In fact, research clearly shows that your role in this relationship is just as important as your supervisor’s . Remember, this is your research and you will need to take an active role in the supervisory relationship to get the most out of it.
This includes some basic behaviours, such as consistently respecting timelines, preparing for meetings, exhibiting openness and respect for feedback. However, it doesn’t mean that your supervisor is ‘your boss’ and that you must do everything they say or that you must wait for them to define how the relationship should work. If you take equal responsibility for the interactions between you, it is more likely that supervision will be a positive resource.
Communicate regularly with your supervisor and help them to understand what you need from them – be prepared for this to be a conversation and to take on board your supervisor’s views. Take time to have conversations about what is and isn’t working. If your supervisor doesn’t know, then they can’t alter what they are doing to be more helpful.
Most supervisors want to help you and your supervisor will want you to be successful. However, sometimes there is just a mismatch between supervisor and supervisee. This isn’t necessarily anyone’s fault, it is just in the nature of us being human. In these circumstances, it is OK to ask for a change of supervisor. When you do so, be clear about your reasons and try not to use judgemental language.

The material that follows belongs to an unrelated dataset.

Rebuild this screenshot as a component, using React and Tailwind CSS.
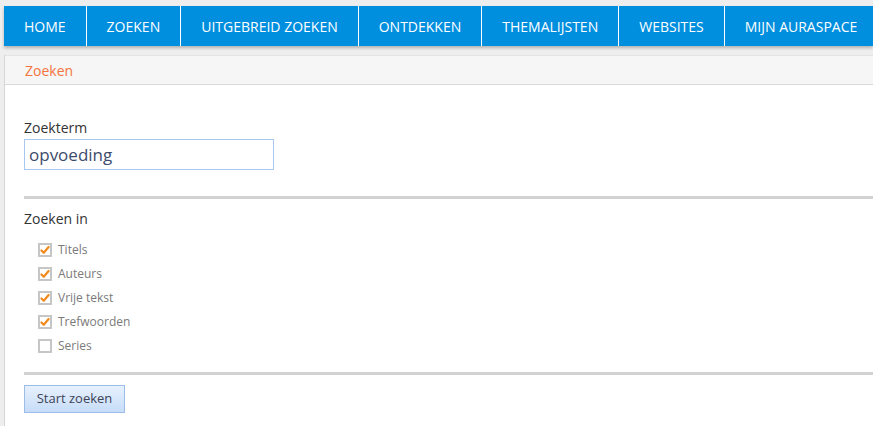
import React from "react";

const NAV = ["HOME", "ZOEKEN", "UITGEBREID ZOEKEN", "ONTDEKKEN", "THEMALIJSTEN", "WEBSITES", "MIJN AURASPACE"];

const FIELDS = [
    { label: "Titels", checked: true },
    { label: "Auteurs", checked: true },
    { label: "Vrije tekst", checked: true },
    { label: "Trefwoorden", checked: true },
    { label: "Series", checked: false },
];

function Box({ checked }) {
    return (
        <span className="w-[14px] h-[14px] border-2 border-[#c6c6c6] bg-white flex items-center justify-center shrink-0">
            {checked && (
                <svg width="10" height="10" viewBox="0 0 10 10" fill="none" stroke="#f28a1c" strokeWidth="2.2" strokeLinecap="round" strokeLinejoin="round">
                    <path d="M1.5 5.5l2.3 2.3L8.6 2" />
                </svg>
            )}
        </span>
    );
}

export default function App() {
    return (
        <div className="min-h-[426px] bg-[#eeeeee] pt-[6px] pl-[4px] overflow-hidden" style={{ fontFamily: '"Open Sans", "Noto Sans", sans-serif' }}>
            <nav className="flex h-[40px] bg-[#008ede] shadow-[0_2px_3px_rgba(0,0,0,0.25)]">
                {NAV.map((item, i) => (
                    <div
                        key={item}
                        className={`flex items-center px-5 text-white text-[14px] whitespace-nowrap ${i > 0 ? "border-l border-white" : ""}`}
                    >
                        {item}
                    </div>
                ))}
            </nav>

            <div className="mt-[9px] bg-white border-l border-[#d6d6d6] min-h-[371px]">
                <div className="h-[30px] bg-[#f6f6f6] border-b border-[#d9d9d9] border-t border-t-[#e4e4e4] flex items-center pl-[20px] text-[14px] text-[#f47440]">
                    Zoeken
                </div>

                <div className="pl-[19px] pt-[34px]">
                    <div className="text-[14px] text-[#333] leading-[18px]">Zoekterm</div>
                    <div className="mt-[2px] w-[250px] h-[31px] border border-[#a9c8f0] flex items-center px-[4px] text-[17px] text-[#3d4b6b]">
                        opvoeding
                    </div>

                    <div className="mt-[26px] h-[3px] bg-[#d2d2d2]"></div>

                    <div className="mt-[11px] text-[14px] text-[#333] leading-[18px]">Zoeken in</div>

                    <div className="mt-[15px] pl-[14px] flex flex-col gap-[10px]">
                        {FIELDS.map((f) => (
                            <label key={f.label} className="flex items-center gap-[6px] h-[14px] text-[12px] text-[#7a7a7a]">
                                <Box checked={f.checked} />
                                {f.label}
                            </label>
                        ))}
                    </div>

                    <div className="mt-[19px] h-[3px] bg-[#d2d2d2]"></div>

                    <button className="mt-[10px] w-[101px] h-[28px] border border-[#9dbde9] bg-gradient-to-b from-[#e7f1fd] via-[#d7e7fb] to-[#c6dcf8] text-[13px] text-[#3d4455]">
                        Start zoeken
                    </button>
                </div>
            </div>
        </div>
    );
}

Your request is more likely to be taken seriously if you can clearly detail why the relationship does not and cannot work, rather than simply blaming your supervisor (or yourself) for things going wrong.

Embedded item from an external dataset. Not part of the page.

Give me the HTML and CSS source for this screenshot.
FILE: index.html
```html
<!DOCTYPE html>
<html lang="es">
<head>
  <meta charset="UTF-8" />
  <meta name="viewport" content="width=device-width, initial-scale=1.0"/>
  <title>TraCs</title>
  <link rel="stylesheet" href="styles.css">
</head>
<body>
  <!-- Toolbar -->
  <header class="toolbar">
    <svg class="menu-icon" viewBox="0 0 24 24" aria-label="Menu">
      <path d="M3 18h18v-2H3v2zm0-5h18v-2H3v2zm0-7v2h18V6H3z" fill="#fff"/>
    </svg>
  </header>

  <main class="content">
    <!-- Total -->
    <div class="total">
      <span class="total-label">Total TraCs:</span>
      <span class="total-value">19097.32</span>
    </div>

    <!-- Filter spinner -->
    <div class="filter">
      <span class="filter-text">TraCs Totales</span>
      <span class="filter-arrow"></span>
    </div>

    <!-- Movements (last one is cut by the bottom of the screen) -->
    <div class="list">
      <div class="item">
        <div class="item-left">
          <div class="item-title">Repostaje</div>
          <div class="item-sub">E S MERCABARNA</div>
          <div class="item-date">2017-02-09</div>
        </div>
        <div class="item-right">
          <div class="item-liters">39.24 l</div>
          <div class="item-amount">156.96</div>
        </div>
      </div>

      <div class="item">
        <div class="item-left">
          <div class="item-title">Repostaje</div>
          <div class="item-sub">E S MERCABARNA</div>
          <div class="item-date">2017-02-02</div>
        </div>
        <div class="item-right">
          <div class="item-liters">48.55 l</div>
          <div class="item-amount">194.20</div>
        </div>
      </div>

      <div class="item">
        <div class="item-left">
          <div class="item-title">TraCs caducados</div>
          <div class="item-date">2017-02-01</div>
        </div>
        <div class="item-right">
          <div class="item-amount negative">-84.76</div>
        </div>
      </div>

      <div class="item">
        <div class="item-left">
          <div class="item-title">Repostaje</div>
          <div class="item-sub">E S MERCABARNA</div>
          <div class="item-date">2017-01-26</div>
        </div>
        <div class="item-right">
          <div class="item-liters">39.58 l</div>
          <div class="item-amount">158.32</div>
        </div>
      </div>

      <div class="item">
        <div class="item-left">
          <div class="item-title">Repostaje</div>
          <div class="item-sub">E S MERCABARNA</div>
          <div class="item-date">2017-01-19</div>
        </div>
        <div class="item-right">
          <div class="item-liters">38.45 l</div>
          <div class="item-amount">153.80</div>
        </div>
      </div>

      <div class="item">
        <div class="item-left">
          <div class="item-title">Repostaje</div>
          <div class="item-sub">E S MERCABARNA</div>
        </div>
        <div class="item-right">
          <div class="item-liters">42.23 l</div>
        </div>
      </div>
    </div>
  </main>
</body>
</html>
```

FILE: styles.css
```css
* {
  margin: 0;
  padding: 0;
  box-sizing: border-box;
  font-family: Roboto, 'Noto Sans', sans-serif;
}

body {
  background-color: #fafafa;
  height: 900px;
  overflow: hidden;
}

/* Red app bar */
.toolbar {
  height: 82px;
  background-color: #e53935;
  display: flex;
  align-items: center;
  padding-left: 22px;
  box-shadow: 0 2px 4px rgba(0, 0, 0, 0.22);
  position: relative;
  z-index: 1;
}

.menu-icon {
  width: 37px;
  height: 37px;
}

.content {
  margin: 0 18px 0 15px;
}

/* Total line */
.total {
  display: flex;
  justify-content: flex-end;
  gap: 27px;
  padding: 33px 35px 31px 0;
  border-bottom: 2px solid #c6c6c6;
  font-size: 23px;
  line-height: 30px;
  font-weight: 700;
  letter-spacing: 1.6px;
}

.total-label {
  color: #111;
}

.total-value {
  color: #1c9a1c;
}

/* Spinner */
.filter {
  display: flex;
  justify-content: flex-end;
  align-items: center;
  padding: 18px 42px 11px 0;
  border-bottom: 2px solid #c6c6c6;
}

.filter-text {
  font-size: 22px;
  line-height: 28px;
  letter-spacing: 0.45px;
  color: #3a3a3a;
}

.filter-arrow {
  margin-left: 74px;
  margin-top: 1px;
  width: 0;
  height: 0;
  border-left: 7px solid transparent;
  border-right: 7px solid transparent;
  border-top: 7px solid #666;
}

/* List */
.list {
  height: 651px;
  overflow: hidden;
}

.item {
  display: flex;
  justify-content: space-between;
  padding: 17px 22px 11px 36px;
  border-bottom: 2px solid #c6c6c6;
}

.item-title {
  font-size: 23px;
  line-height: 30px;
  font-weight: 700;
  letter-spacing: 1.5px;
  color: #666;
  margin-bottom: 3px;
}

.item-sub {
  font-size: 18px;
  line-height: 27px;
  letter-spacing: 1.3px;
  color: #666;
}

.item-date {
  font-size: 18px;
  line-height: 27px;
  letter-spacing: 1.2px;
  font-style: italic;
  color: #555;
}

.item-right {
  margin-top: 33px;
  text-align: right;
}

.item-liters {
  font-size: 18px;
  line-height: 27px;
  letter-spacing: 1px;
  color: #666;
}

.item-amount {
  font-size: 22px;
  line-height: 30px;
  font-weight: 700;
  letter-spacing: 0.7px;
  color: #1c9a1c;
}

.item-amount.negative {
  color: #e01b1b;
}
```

But in most cases, you will find that it is possible to make the relationship between you and your supervisor successful, if you take an active role in shaping it and regularly discussing it.
As time goes on, do also bear in mind that this relationship will also alter. For instance, if you are a PGR student, it will not be long before you probably know more about your subject than your supervisor. Spending all of that time on your project will mean that you have an expertise that few people in the world have.
This means that you must continue to discuss how things are going between you. Regularly reviewing your supervision and clearing the air will result in a more productive, successful and satisfying relationship for you both.